• _Prompt_: Where a line of the listing below includes the word "this", reproduce that line.

• _Input_:
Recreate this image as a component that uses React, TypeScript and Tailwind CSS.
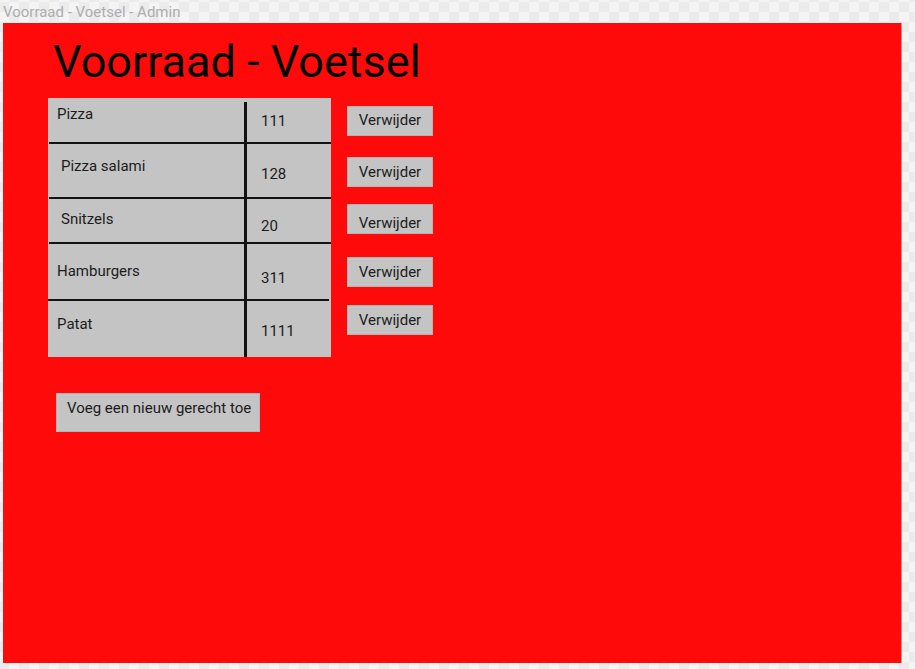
import React from "react";

const rows = [
  { name: "Pizza", qty: "111", row: "h-[44px]", name_: "pl-[9px] pt-[9px]", qty_: "pt-[16px]", line: "mt-[4px]", div: "ml-[1px]" },
  { name: "Pizza salami", qty: "128", row: "h-[53px]", name_: "pl-[13px] pt-[15px]", qty_: "pt-[23px]", line: "", div: "ml-[1px]" },
  { name: "Snitzels", qty: "20", row: "h-[43px]", name_: "pl-[13px] pt-[13px]", qty_: "pt-[20px]", line: "", div: "ml-[1px]" },
  { name: "Hamburgers", qty: "311", row: "h-[55px]", name_: "pl-[9px] pt-[20px]", qty_: "pt-[27px]", line: "", div: "mr-[2px]" },
  { name: "Patat", qty: "1111", row: "h-[56px]", name_: "pl-[9px] pt-[16px]", qty_: "pt-[23px]", line: "", div: "" },
];

const buttons = [
  { mt: "mt-[8px]", pt: "pt-[6px]" },
  { mt: "mt-[21px]", pt: "pt-[7px]" },
  { mt: "mt-[17px]", pt: "pt-[11px]" },
  { mt: "mt-[23px]", pt: "pt-[7px]" },
  { mt: "mt-[18px]", pt: "pt-[7px]" },
];

export default function App() {
  return (
    <div className="w-[915px] h-[669px] overflow-hidden font-[Roboto,Arial,sans-serif] bg-[#f3f3f3] bg-[image:repeating-conic-gradient(#ebebeb_0_25%,#f4f4f4_0_50%)] bg-[length:20px_20px] bg-[position:9px_2px]">
      <div className="h-[23px] pl-[3px] pt-[5px] text-[15px] leading-[15px] text-[#adadad] whitespace-nowrap">
        Voorraad - Voetsel - Admin
      </div>
      <div className="ml-[3px] w-[899px] h-[640px] bg-[#fe0a0a] border-r border-r-[#ff8080] pl-[45px] pt-[16px]">
        <h1 className="pl-[5px] text-[45px] leading-[45px] text-black font-normal whitespace-nowrap">
          Voorraad - Voetsel
        </h1>
        <div className="mt-[14px] flex items-start">
          <div className="w-[283px] bg-[#c4c4c4] text-[15px] leading-[15px] text-[#1c1c1c]">
            {rows.map((r, i) => (
              <React.Fragment key={r.name}>
                <div className={`flex ${r.row}`}>
                  <div className={`w-[196px] whitespace-nowrap ${r.name_}`}>{r.name}</div>
                  <div className={`w-[3px] bg-[#121212] ${r.line}`} />
                  <div className={`flex-1 pl-[14px] ${r.qty_}`}>{r.qty}</div>
                </div>
                {i < rows.length - 1 && <div className={`h-[2px] bg-[#121212] ${r.div}`} />}
              </React.Fragment>
            ))}
          </div>
          <div className="ml-[16px] flex flex-col">
            {buttons.map((b, i) => (
              <div
                key={i}
                className={`w-[86px] h-[30px] bg-[#c4c4c4] border border-[#b4b4b4] text-center text-[15px] leading-[15px] text-[#1c1c1c] ${b.mt} ${b.pt}`}
              >
                Verwijder
              </div>
            ))}
          </div>
        </div>
        <div className="mt-[36px] ml-[8px] w-[204px] h-[39px] bg-[#c4c4c4] border border-[#b4b4b4] pl-[10px] pt-[7px] text-[15px] leading-[15px] text-[#1c1c1c] whitespace-nowrap">
          Voeg een nieuw gerecht toe
        </div>
      </div>
    </div>
  );
}
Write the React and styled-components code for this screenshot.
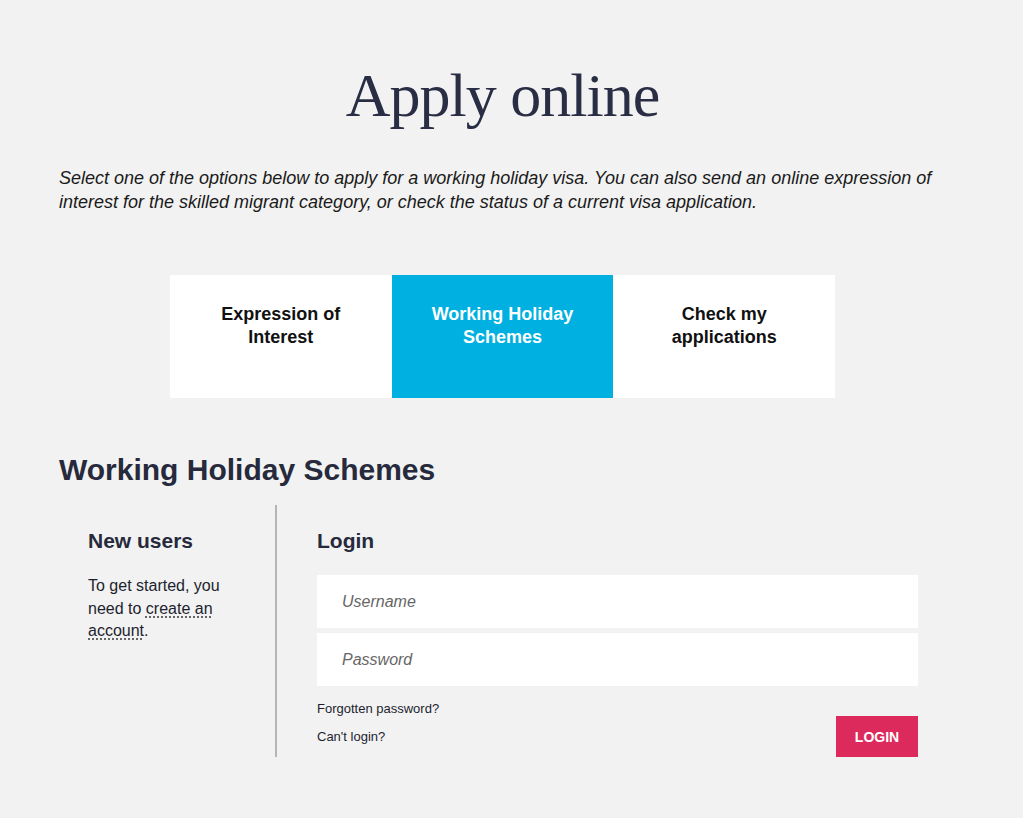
import React from "react";
import styled, { createGlobalStyle } from "styled-components";

const GlobalStyle = createGlobalStyle`
  body {
    margin: 0;
    background: #f2f2f2;
    font-family: "Liberation Sans", Arial, sans-serif;
    color: #1c1f2e;
  }
`;

const Page = styled.div`
  width: 1023px;
  padding: 58px 0 60px;
  box-sizing: border-box;
`;

const Title = styled.h1`
  margin: 0;
  width: 1005px;
  text-align: center;
  font-family: "Liberation Serif", "Times New Roman", serif;
  font-weight: 400;
  font-size: 62px;
  line-height: 74px;
  letter-spacing: -1px;
  color: #2a2e44;
`;

const Intro = styled.p`
  margin: 34px 0 0 59px;
  width: 895px;
  font-style: italic;
  font-size: 18px;
  line-height: 24px;
  color: #1a1a1a;
`;

const Tabs = styled.div`
  display: grid;
  grid-template-columns: repeat(3, 1fr);
  width: 665px;
  height: 123px;
  margin: 61px 0 0 170px;
  background: #fff;
`;

const Tab = styled.div`
  padding: 28px 30px 0;
  text-align: center;
  font-weight: 700;
  font-size: 18px;
  line-height: 23px;
  color: ${(p) => (p.$active ? "#fff" : "#111")};
  background: ${(p) => (p.$active ? "#00b0e1" : "transparent")};
`;

const Section = styled.section`
  margin: 55px 0 0 59px;
  width: 859px;
`;

const Heading = styled.h2`
  margin: 0;
  font-size: 30px;
  line-height: 34px;
  font-weight: 700;
  color: #262a3c;
`;

const Columns = styled.div`
  display: flex;
  margin-top: 18px;
`;

const Side = styled.div`
  width: 218px;
  padding: 23px 30px 0 29px;
  box-sizing: border-box;
  border-right: 2px solid #b5b5b5;
`;

const Main = styled.div`
  flex: 1;
  padding: 23px 0 0 40px;
`;

const SubHeading = styled.h3`
  margin: 0 0 21px;
  font-size: 21px;
  line-height: 26px;
  font-weight: 700;
  color: #262a3c;
`;

const Text = styled.p`
  margin: 0;
  font-size: 16px;
  line-height: 22.5px;
  color: #1c1f2e;
`;

const DottedLink = styled.a`
  color: inherit;
  text-decoration: underline dotted #444;
  text-underline-offset: 3px;
`;

const Fields = styled.div`
  display: flex;
  flex-direction: column;
  gap: 5px;
`;

const Input = styled.input`
  height: 53px;
  border: none;
  outline: none;
  background: #fff;
  padding: 0 25px;
  font-family: "Liberation Sans", Arial, sans-serif;
  font-size: 16px;
  color: #222;
  &::placeholder {
    font-style: italic;
    color: #666;
  }
`;

const Footer = styled.div`
  display: flex;
  justify-content: space-between;
  align-items: flex-end;
  margin-top: 15px;
`;

const Links = styled.div`
  display: flex;
  flex-direction: column;
  gap: 12px;
  padding-bottom: 12px;
`;

const SmallLink = styled.a`
  font-size: 13px;
  line-height: 16px;
  color: #1c1f2e;
  text-decoration: none;
`;

const LoginButton = styled.button`
  width: 82px;
  height: 41px;
  border: none;
  background: #dc2a5d;
  color: #fff;
  font-family: "Liberation Sans", Arial, sans-serif;
  font-weight: 700;
  font-size: 14px;
`;

function App() {
  return (
    <Page>
      <GlobalStyle />
      <Title>Apply online</Title>
      <Intro>
        Select one of the options below to apply for a working holiday visa. You can also send an online expression of
        interest for the skilled migrant category, or check the status of a current visa application.
      </Intro>

      <Tabs>
        <Tab>Expression of Interest</Tab>
        <Tab $active>Working Holiday Schemes</Tab>
        <Tab>Check my applications</Tab>
      </Tabs>

      <Section>
        <Heading>Working Holiday Schemes</Heading>
        <Columns>
          <Side>
            <SubHeading>New users</SubHeading>
            <Text>
              To get started, you need to <DottedLink href="#">create an account</DottedLink>.
            </Text>
          </Side>
          <Main>
            <SubHeading>Login</SubHeading>
            <Fields>
              <Input placeholder="Username" />
              <Input type="password" placeholder="Password" />
            </Fields>
            <Footer>
              <Links>
                <SmallLink href="#">Forgotten password?</SmallLink>
                <SmallLink href="#">Can't login?</SmallLink>
              </Links>
              <LoginButton>LOGIN</LoginButton>
            </Footer>
          </Main>
        </Columns>
      </Section>
    </Page>
  );
}

export default App;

• _Answer below_:
Recreate this image as a component that uses React, TypeScript and Tailwind CSS.
Write the React and styled-components code for this screenshot.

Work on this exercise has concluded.